Although the hearing often touched on the state's power crisis, it explored a whole range of threats and recent blackouts beyond Texas, with more frequent extreme weather events and an increasingly resource-diverse and complex power grid posing challenges across the country.
"Today's hearing is not a referendum on Texas," Senate Energy and Natural Resources Committee Chairman Joe Manchin, D-W.Va., said, pointing to other large-scale blackouts stemming from the 2014 polar vortex in the eastern U.S. and extreme heat and wildfires in California in 2020. "We need to incorporate all the lessons learned from those events into our future planning."
Both the Texas Legislature and federal agencies are investigating the February grid failures. The North American Electric Reliability Corp., which develops mandatory reliability standards for all states, and the Federal Energy Regulatory Commission are conducting their own joint probe and "committed to quickly getting the facts," NERC's President and CEO James Robb said at the hearing.
Although NERC's investigation is not complete, Robb said industry and policymakers must consider more investment in transmission and natural gas infrastructure to accommodate the growing share of U.S. generation from intermittent wind and solar energy. He also said regulation and oversight of gas supplies for power production "needs to be rethought."

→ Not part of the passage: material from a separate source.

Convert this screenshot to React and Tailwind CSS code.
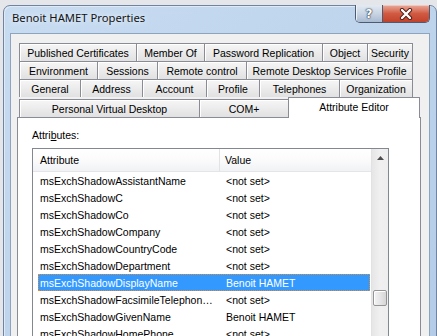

"While natural gas is key to supporting a reliable transformation of the grid, the natural gas system is not built and regulated to serve the needs of an electric power sector that is increasingly dependent upon reliable natural gas service," Robb said in his prepared remarks. "Clear regulatory authority is needed over natural gas when used for electric generation."
Robb also urged better planning for extreme weather, which has "frankly becoming more routine," and called for increased investment in energy storage, hydrogen and other technologies.
Weatherization, performance penalties
Mandatory weatherization standards were another topic. The Electric Reliability Council Of Texas Inc. currently does not have mandatory weatherization standards, with the state historically more likely to encounter extreme heat than cold. No representatives from ERCOT attended the hearing, with Manchin saying he had invited the grid operator but "they needed to remain available to their direct regulators" in Texas.
Robb said NERC will know after its investigation whether generators in Texas had followed through on voluntary weatherization guidelines that NERC and FERC included in a 2011 report on a separate cold snap in Texas. NERC is now drafting mandatory national standards, with Robb noting that insufficient and inadequate weatherization in the southern U.S. has been a growing concern since 2012.
But another panelist insisted that Texas has learned its lesson, with the state legislature considering weatherization bills for the gas and power industries.
"Those [bills] will be adopted, and they will be stout," said Pat Wood, a former FERC chairman and past head of the Public Utility Commission of Texas. "It didn't work after 2011, so it will work now because it will be compulsory and there will be performance penalties."
Manu Asthana, President and CEO of the PJM Interconnection, said improved gas-power coordination and performance penalties that the mid-Atlantic grid operator adopted after 2014's polar vortex have helped the region better handle extremely cold weather. Forced outages in PJM during a recent cold snap peaked at 9.8%, well below 22% during the 2014 polar vortex, Asthana reported.
Fuel source debate
The hearing also touched on the performance of different energy resources during cold weather and what that says about the country's efforts to add more renewable resources at the same time as large amounts of coal-fired and nuclear generation have retired.
Manchin said none of the U.S. power grid's generating resources is "100% immune to weather disruptions." In Texas, more than half of the outages during the February cold snap were from gas-fired plants, making it the single biggest source of outages, followed by wind, coal, solar and nuclear generation.
But the Senate energy committee's ranking member, Sen. John Barrasso, R-Wyo., said Texas' troubles have highlighted the risk of losing more coal and nuclear generation, with nuclear having "outperformed all other energy resources in Texas" during the February cold snap.
"We need to be realistic about the limitations of energy sources such as wind and solar that cannot generate electricity all the time," Barrasso said. The Wyoming lawmaker also criticized President Joe Biden's call to decarbonize the U.S. power sector by 2035, saying it was "a goal no state — not even California — has set for itself."
Michael Shellenberger, founder and president of the pro-nuclear group Environmental Progress, said recent power outages in California and Texas show that replacing nuclear plants with variable renewable resources "could make electricity grids less resilient."
"While energy sources across all categories failed in mid-February, they didn't all fail equally," Shellenberger said in prepared remarks. "The capacity factors for nuclear, natural gas, coal, and wind in Texas during the four days of load shedding during the cold snap were 79%, 55%, 58%, and 14%, respectively."
The hearing did not touch much on Texas' insular market structure or its role in last month's blackouts. Wood said Texas set up its own power market because the state wanted to have one regulator and not have to negotiate with other states or the federal government, something he said was an "easier thing to do."
"I wish for that for the whole nation, that we had that kind of unified vision," Wood said. "We've got to look to the Congress for that. I know that's been hard to get over past generations."